- [Goal of the exercise]: From the first line of the listing below to the line with "</TitleBar>", print each line exactly, and nothing more. Leave out the pictures.

□ □ □ □

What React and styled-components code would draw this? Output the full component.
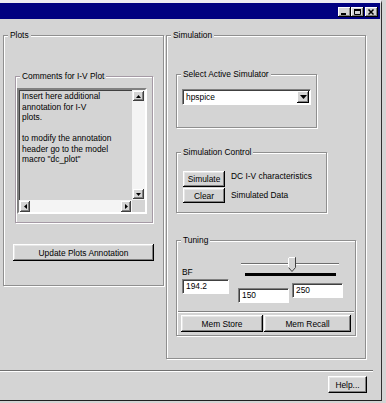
import React from 'react';
import styled, { createGlobalStyle } from 'styled-components';

const GlobalStyle = createGlobalStyle`
  html, body {
    margin: 0;
    padding: 0;
    background: #d4d4d4;
  }
`;

export default function App() {
  return (
    <>
      <GlobalStyle />
      <Window>
        <TitleBar>
          <CaptionButton aria-label="Minimize">
            <svg width="13" height="10" viewBox="0 0 13 10">
              <rect x="3" y="6" width="5" height="2" fill="#000" />
            </svg>
          </CaptionButton>
          <CaptionButton aria-label="Maximize">
            <svg width="13" height="10" viewBox="0 0 13 10">
              <path d="M3.5 2.5h6v5h-6z" fill="none" stroke="#000" />
              <rect x="3" y="2" width="7" height="2" fill="#000" />
            </svg>
          </CaptionButton>
          <CaptionButton aria-label="Close" $gap={1}>
            <svg width="13" height="10" viewBox="0 0 13 10">
              <path d="M3.5 2.5l5 5M8.5 2.5l-5 5" stroke="#000" strokeWidth="1.5" />
            </svg>
          </CaptionButton>
        </TitleBar>

        <Main>
          <Group $w={161} $h={256}>
            <Legend>Plots</Legend>
            <Group $w={138} $h={152} $top={30} $left={11} $tint>
              <Legend>Comments for I-V Plot</Legend>
              <TextBox>
                <Notes>
                  {'Insert here additional\nannotation for I-V\nplots.\n\nto modify the annotation\nheader go to the model\nmacro "dc_plot"'}
                </Notes>
                <VScroll>
                  <ArrowButton dir="up" />
                  <Track />
                  <ArrowButton dir="down" />
                </VScroll>
                <HScroll>
                  <ArrowButton dir="left" />
                  <Track />
                  <ArrowButton dir="right" />
                </HScroll>
                <Corner />
              </TextBox>
            </Group>
            <Button $w={141} $h={17} $top={21} $left={9}>Update Plots Annotation</Button>
          </Group>

          <Group $w={200} $h={329}>
            <Legend>Simulation</Legend>

            <Group $w={141} $h={59} $top={28} $left={9}>
              <Legend>Select Active Simulator</Legend>
              <SelectBox>
                <SelectValue>hpspice</SelectValue>
                <DropButton>
                  <svg width="7" height="4" viewBox="0 0 7 4">
                    <path d="M0 0h7L3.5 4z" fill="#000" />
                  </svg>
                </DropButton>
              </SelectBox>
            </Group>

            <Group $w={151} $h={66} $top={19} $left={9}>
              <Legend>Simulation Control</Legend>
              <ControlRow $top={13}>
                <Button $w={42} $h={16}>Simulate</Button>
                <ControlLabel>DC I-V characteristics</ControlLabel>
              </ControlRow>
              <ControlRow $top={1}>
                <Button $w={42} $h={15}>Clear</Button>
                <ControlLabel $top={2}>Simulated Data</ControlLabel>
              </ControlRow>
            </Group>

            <Group $w={180} $h={101} $top={22} $left={9}>
              <Legend>Tuning</Legend>
              <TuneBody>
                <BFColumn>
                  <FieldLabel>BF</FieldLabel>
                  <TextField $w={47}>194.2</TextField>
                </BFColumn>
                <RangeColumn>
                  <svg width="105" height="22" viewBox="0 0 105 22">
                    <rect x="3" y="8" width="98" height="1" fill="#6e6e6e" />
                    <rect x="3" y="9" width="98" height="1" fill="#ffffff" />
                    <rect x="7" y="18" width="91" height="3" fill="#000" />
                    <path d="M50.5 2.5h7v10l-3.5 4l-3.5-4z" fill="#d4d4d4" stroke="#404040" />
                    <path d="M50.5 12.5v-10h6.5" fill="none" stroke="#fff" />
                  </svg>
                  <RangeRow>
                    <TextField $w={51} $top={5}>150</TextField>
                    <TextField $w={51}>250</TextField>
                  </RangeRow>
                </RangeColumn>
              </TuneBody>
              <Separator />
              <MemRow>
                <Button $w={82} $h={17}>Mem Store</Button>
                <Button $w={87} $h={17}>Mem Recall</Button>
              </MemRow>
            </Group>
          </Group>
        </Main>

        <Divider />
        <Footer>
          <DefaultButton>Help...</DefaultButton>
        </Footer>
      </Window>
    </>
  );
}

function ArrowButton({ dir }) {
  const shapes = {
    up: 'M1 4h5L3.5 1z',
    down: 'M1 1h5L3.5 4z',
    left: 'M4 1v5L1 3.5z',
    right: 'M1 1v5L4 3.5z',
  };
  const vertical = dir === 'up' || dir === 'down';
  return (
    <ScrollButton $vertical={vertical}>
      <svg width={vertical ? 7 : 5} height={vertical ? 5 : 7}>
        <path d={shapes[dir]} fill="#000" />
      </svg>
    </ScrollButton>
  );
}

// Styled Components
const Window = styled.div`
  box-sizing: border-box;
  width: 382px;
  height: 401px;
  display: flex;
  flex-direction: column;
  background: #d4d4d4;
  border-top: 3px solid #ecebf1;
  border-right: 1px solid #303030;
  border-bottom: 1px solid #202020;
  font-family: "Liberation Sans", Arial, sans-serif;
  font-size: 8.4px;
  color: #000;
`;

const TitleBar = styled.div`
  box-sizing: border-box;
  width: 380px;
  height: 16px;
  flex: 0 0 16px;
  display: flex;
  justify-content: flex-end;
  align-items: flex-start;
  padding: 4px 2px 0 0;
  background: #000080;
`;

const CaptionButton = styled.div`
  width: 13px;
  height: 10px;
  margin-left: ${p => p.$gap || 0}px;
  background: #d4d4d4;
  box-shadow: inset -1px -1px 0 #000, inset 1px 1px 0 #fff, inset -2px -2px 0 #808080;
  svg {
    display: block;
  }
`;

const Main = styled.div`
  box-sizing: border-box;
  height: 351px;
  flex: 0 0 351px;
  display: flex;
  align-items: flex-start;
  gap: 2px;
  padding: 11px 0 0 3px;
`;

const Group = styled.fieldset`
  box-sizing: border-box;
  width: ${p => p.$w}px;
  height: ${p => p.$h}px;
  min-width: 0;
  margin: ${p => p.$top || 0}px 0 0 ${p => p.$left || 0}px;
  padding: 0;
  border: 1px solid ${p => (p.$tint ? '#a59aa5' : '#8f8f8f')};
  box-shadow: inset 1px 1px 0 #fff, 1px 1px 0 #fff;
`;

const Legend = styled.legend`
  margin-left: 4px;
  padding: 0 2px;
  line-height: 11px;
  background: #d4d4d4;
`;

const TextBox = styled.div`
  box-sizing: border-box;
  width: 130px;
  height: 126px;
  margin: 6px 0 0 1px;
  display: grid;
  grid-template-columns: 1fr 13px;
  grid-template-rows: 1fr 12px;
  border: 2px solid;
  border-color: #808080 #fff #fff #808080;
  box-shadow: inset 1px 1px 0 #404040, inset -1px -1px 0 #d4d4d4;
`;

const Notes = styled.div`
  padding: 1px 2px 0 3px;
  line-height: 10.5px;
  white-space: pre-line;
  overflow: hidden;
`;

const VScroll = styled.div`
  display: flex;
  flex-direction: column;
  align-items: center;
  background: #f4f4f4;
  padding: 1px 0 1px;
`;

const HScroll = styled.div`
  display: flex;
  align-items: center;
  background: #f4f4f4;
  padding: 0 1px 0 1px;
`;

const Track = styled.div`
  flex: 1;
`;

const Corner = styled.div`
  background: #d4d4d4;
`;

const ScrollButton = styled.div`
  box-sizing: border-box;
  width: ${p => (p.$vertical ? 11 : 10)}px;
  height: ${p => (p.$vertical ? 10 : 11)}px;
  display: flex;
  align-items: center;
  justify-content: center;
  background: #d4d4d4;
  box-shadow: inset -1px -1px 0 #404040, inset 1px 1px 0 #fff, inset -2px -2px 0 #808080;
  svg {
    display: block;
  }
`;

const Button = styled.div`
  box-sizing: border-box;
  width: ${p => p.$w}px;
  height: ${p => p.$h}px;
  margin: ${p => p.$top || 0}px 0 0 ${p => p.$left || 0}px;
  flex: 0 0 auto;
  display: flex;
  align-items: center;
  justify-content: center;
  background: #d4d4d4;
  box-shadow: inset -1px -1px 0 #000, inset 1px 1px 0 #fff, inset -2px -2px 0 #808080, inset 2px 2px 0 #e6e6e6;
  white-space: nowrap;
`;

const DefaultButton = styled.div`
  box-sizing: border-box;
  width: 39px;
  height: 17px;
  display: flex;
  align-items: center;
  justify-content: center;
  background: #d4d4d4;
  border: 1px solid #000;
  border-top-color: #fff;
  border-left-color: #fff;
  box-shadow: inset -1px -1px 0 #808080, inset 1px 1px 0 #e6e6e6;
`;

const SelectBox = styled.div`
  box-sizing: border-box;
  width: 129px;
  height: 16px;
  margin: 9px 0 0 5px;
  display: flex;
  align-items: center;
  background: #fff;
  border: 1px solid;
  border-color: #808080 #fff #fff #808080;
  box-shadow: inset 1px 1px 0 #404040;
  padding: 0 1px 0 3px;
`;

const SelectValue = styled.span`
  flex: 1;
`;

const DropButton = styled.div`
  box-sizing: border-box;
  width: 12px;
  height: 12px;
  display: flex;
  align-items: center;
  justify-content: center;
  background: #d4d4d4;
  box-shadow: inset -1px -1px 0 #000, inset 1px 1px 0 #fff, inset -2px -2px 0 #808080;
  svg {
    display: block;
  }
`;

const ControlRow = styled.div`
  display: flex;
  align-items: flex-start;
  gap: 6px;
  margin: ${p => p.$top}px 0 0 6px;
`;

const ControlLabel = styled.span`
  line-height: 11px;
  margin-top: ${p => p.$top || 0}px;
  white-space: nowrap;
`;

const TuneBody = styled.div`
  height: 65px;
  display: flex;
  align-items: flex-start;
  padding-left: 5px;
`;

const BFColumn = styled.div`
  display: flex;
  flex-direction: column;
  padding-top: 21px;
`;

const FieldLabel = styled.span`
  line-height: 11px;
  margin-bottom: 1px;
`;

const TextField = styled.div`
  box-sizing: border-box;
  width: ${p => p.$w}px;
  height: 15px;
  margin-top: ${p => p.$top || 0}px;
  padding: 1px 3px 0;
  line-height: 11px;
  background: #fff;
  border: 1px solid;
  border-color: #808080 #fff #fff #808080;
  box-shadow: inset 1px 1px 0 #404040;
`;

const RangeColumn = styled.div`
  display: flex;
  flex-direction: column;
  margin: 9px 0 0 9px;
  svg {
    display: block;
  }
`;

const RangeRow = styled.div`
  display: flex;
  align-items: flex-start;
  gap: 3px;
  margin-top: 6px;
`;

const Separator = styled.div`
  margin: 0 1px;
  border-top: 1px solid #808080;
  border-bottom: 1px solid #fff;
`;

const MemRow = styled.div`
  display: flex;
  gap: 1px;
  margin-top: 2px;
  padding-left: 4px;
`;

const Divider = styled.div`
  margin-right: 8px;
  border-top: 1px solid #707070;
  border-bottom: 1px solid #fff;
`;

const Footer = styled.div`
  flex: 1;
  display: flex;
  justify-content: flex-end;
  align-items: flex-start;
  padding: 4px 14px 0 0;
`;
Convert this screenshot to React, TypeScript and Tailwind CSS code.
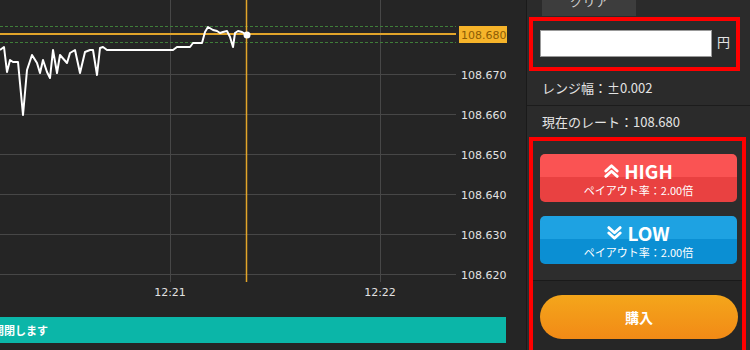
import React from 'react';

const JP = { fontFamily: '"Noto Sans CJK JP", "Noto Sans", sans-serif' };

// price line, traced in chart pixels
const path: [number, number][] = [
    [0, 50], [4, 47], [7, 72], [10, 60], [13, 62], [18, 62], [23, 115], [27, 70], [32, 55], [37, 63],
    [40, 73], [43, 60], [47, 72], [50, 78], [53, 50], [57, 73], [60, 55], [67, 63], [70, 53], [75, 50],
    [80, 73], [85, 52], [90, 50], [93, 50], [97, 75], [100, 48], [103, 47], [107, 50], [173, 50],
    [177, 47], [190, 47], [193, 43], [202, 43], [205, 32], [208, 27], [213, 30], [217, 31], [220, 33],
    [223, 32], [227, 31], [230, 37], [233, 47], [235, 33], [238, 31], [242, 32], [247, 35],
];

const priceRows = [
    { y: 74.5, label: '108.670' },
    { y: 114.5, label: '108.660' },
    { y: 154.5, label: '108.650' },
    { y: 194.5, label: '108.640' },
    { y: 234.5, label: '108.630' },
    { y: 274.5, label: '108.620' },
];

const Chart: React.FC = () => (
    <svg width={527} height={312} className="block" style={{ fontFamily: '"DejaVu Sans", sans-serif' }}>
        {priceRows.map((r) => (
            <g key={r.label}>
                <line x1={0} x2={456} y1={r.y} y2={r.y} stroke="#474747" strokeWidth={1} />
                <text x={461} y={r.y + 4} fontSize={11} fill="#e2e2e2">{r.label}</text>
            </g>
        ))}
        <line x1={170.5} x2={170.5} y1={0} y2={282} stroke="#474747" />
        <line x1={380.5} x2={380.5} y1={0} y2={282} stroke="#474747" />
        <text x={170} y={296} fontSize={11} fill="#e2e2e2" textAnchor="middle">12:21</text>
        <text x={380} y={296} fontSize={11} fill="#e2e2e2" textAnchor="middle">12:22</text>

        <line x1={0} x2={456} y1={26.5} y2={26.5} stroke="#3f7d3a" strokeDasharray="3 2" />
        <line x1={0} x2={456} y1={42.5} y2={42.5} stroke="#3f7d3a" strokeDasharray="3 2" />
        <line x1={0} x2={456} y1={34} y2={34} stroke="#e2a52a" strokeWidth={2} />
        <line x1={246.5} x2={246.5} y1={0} y2={282} stroke="#e2a52a" strokeWidth={1.5} />

        <polyline
            points={path.map(([x, y]) => `${x},${y}`).join(' ')}
            fill="none"
            stroke="#ffffff"
            strokeWidth={2}
            strokeLinejoin="round"
        />
        <circle cx={247} cy={35} r={3.5} fill="#ffffff" />

        <rect x={459} y={26} width={48} height={17} fill="#f6b42a" />
        <text x={461} y={38.5} fontSize={11} fill="#8d5d05">108.680</text>
    </svg>
);

// double chevron, pointing up or down
const Chevrons: React.FC<{ up: boolean }> = ({ up }) => (
    <svg width={15} height={14} viewBox="0 0 15 14" className={up ? '' : 'rotate-180'}>
        <polyline points="1.8,7 7.5,1.8 13.2,7" fill="none" stroke="#fff" strokeWidth={2.8} strokeLinecap="round" strokeLinejoin="round" />
        <polyline points="1.8,12.4 7.5,7.2 13.2,12.4" fill="none" stroke="#fff" strokeWidth={2.8} strokeLinecap="round" strokeLinejoin="round" />
    </svg>
);

const TradeButton: React.FC<{ kind: 'high' | 'low' }> = ({ kind }) => {
    const high = kind === 'high';
    return (
        <button
            className={`w-[197px] h-[48px] rounded-[5px] overflow-hidden flex flex-col text-white ${
                high
                    ? 'bg-[linear-gradient(#fa5353_0%,#fa5353_48%,#e94141_48%,#e94141_100%)]'
                    : 'bg-[linear-gradient(#1ea2e2_0%,#1ea2e2_48%,#0b8fd3_48%,#0b8fd3_100%)]'
            }`}
        >
            <div className="flex items-center justify-center gap-[5px] pt-[4px] h-[29px]">
                <Chevrons up={high} />
                <span className="text-[19px] font-bold leading-none">{high ? 'HIGH' : 'LOW'}</span>
            </div>
            <div className="text-[11px] leading-none text-center pt-[2px]">ペイアウト率：2.00倍</div>
        </button>
    );
};

export default function App() {
    return (
        <div className="w-[750px] h-[350px] flex overflow-hidden bg-[#252525]" style={JP}>
            {/* chart column */}
            <div className="w-[527px] h-full flex flex-col border-r border-[#1a1a1a] bg-[#252525]">
                <Chart />
                <div className="mt-[5px] mr-[20px] h-[26px] bg-[#0bb6a8] flex items-center overflow-hidden">
                    <span className="ml-[-7px] text-[11px] font-bold text-white whitespace-nowrap">開閉します</span>
                </div>
            </div>

            {/* order panel */}
            <div className="flex-1 h-full flex flex-col bg-[#2b2b2b] text-[#e4e4e4]">
                <div className="h-[17px] pl-[15px] flex">
                    <div className="w-[94px] h-[16px] bg-[#3d3d3d] overflow-hidden flex justify-center">
                        <span className="text-[13px] leading-none mt-[-6px] text-[#cfcfcf]">クリア</span>
                    </div>
                </div>

                <div className="ml-[2px] w-[211px] h-[54px] border-4 border-[#ff0000] flex items-start pl-[7px] pt-[9px]">
                    <input className="w-[172px] h-[27px] bg-white border border-[#999] outline-none" />
                    <span className="ml-[5px] mt-[5px] text-[13px] leading-none">円</span>
                </div>

                <div className="h-[35px] flex items-center pl-[15px] text-[13px] border-b border-[#1c1c1c]">
                    レンジ幅：±0.002
                </div>
                <div className="h-[31px] flex items-center pl-[15px] text-[13px]">
                    現在のレート：108.680
                </div>

                <div className="ml-[2px] w-[217px] flex-1 border-4 border-b-0 border-[#ff0000] flex flex-col">
                    <div className="h-[140px] pl-[7px] pt-[13px] flex flex-col gap-[14px] bg-[#2d2d2d] border-b border-[#1a1a1a]">
                        <TradeButton kind="high" />
                        <TradeButton kind="low" />
                    </div>
                    <div className="flex-1 bg-[#262626] pl-[7px] pt-[14px]">
                        <button className="w-[198px] h-[44px] rounded-full bg-[linear-gradient(#f4a61b,#f28a16)] text-white text-[14px] font-bold">
                            購入
                        </button>
                    </div>
                </div>
            </div>
        </div>
    );
}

□ □ □ □

- [The solution]:
What React and styled-components code would draw this? Output the full component.
import React from 'react';
import styled, { createGlobalStyle } from 'styled-components';

const GlobalStyle = createGlobalStyle`
  html, body {
    margin: 0;
    padding: 0;
    background: #d4d4d4;
  }
`;

export default function App() {
  return (
    <>
      <GlobalStyle />
      <Window>
        <TitleBar>
          <CaptionButton aria-label="Minimize">
            <svg width="13" height="10" viewBox="0 0 13 10">
              <rect x="3" y="6" width="5" height="2" fill="#000" />
            </svg>
          </CaptionButton>
          <CaptionButton aria-label="Maximize">
            <svg width="13" height="10" viewBox="0 0 13 10">
              <path d="M3.5 2.5h6v5h-6z" fill="none" stroke="#000" />
              <rect x="3" y="2" width="7" height="2" fill="#000" />
            </svg>
          </CaptionButton>
          <CaptionButton aria-label="Close" $gap={1}>
            <svg width="13" height="10" viewBox="0 0 13 10">
              <path d="M3.5 2.5l5 5M8.5 2.5l-5 5" stroke="#000" strokeWidth="1.5" />
            </svg>
          </CaptionButton>
        </TitleBar>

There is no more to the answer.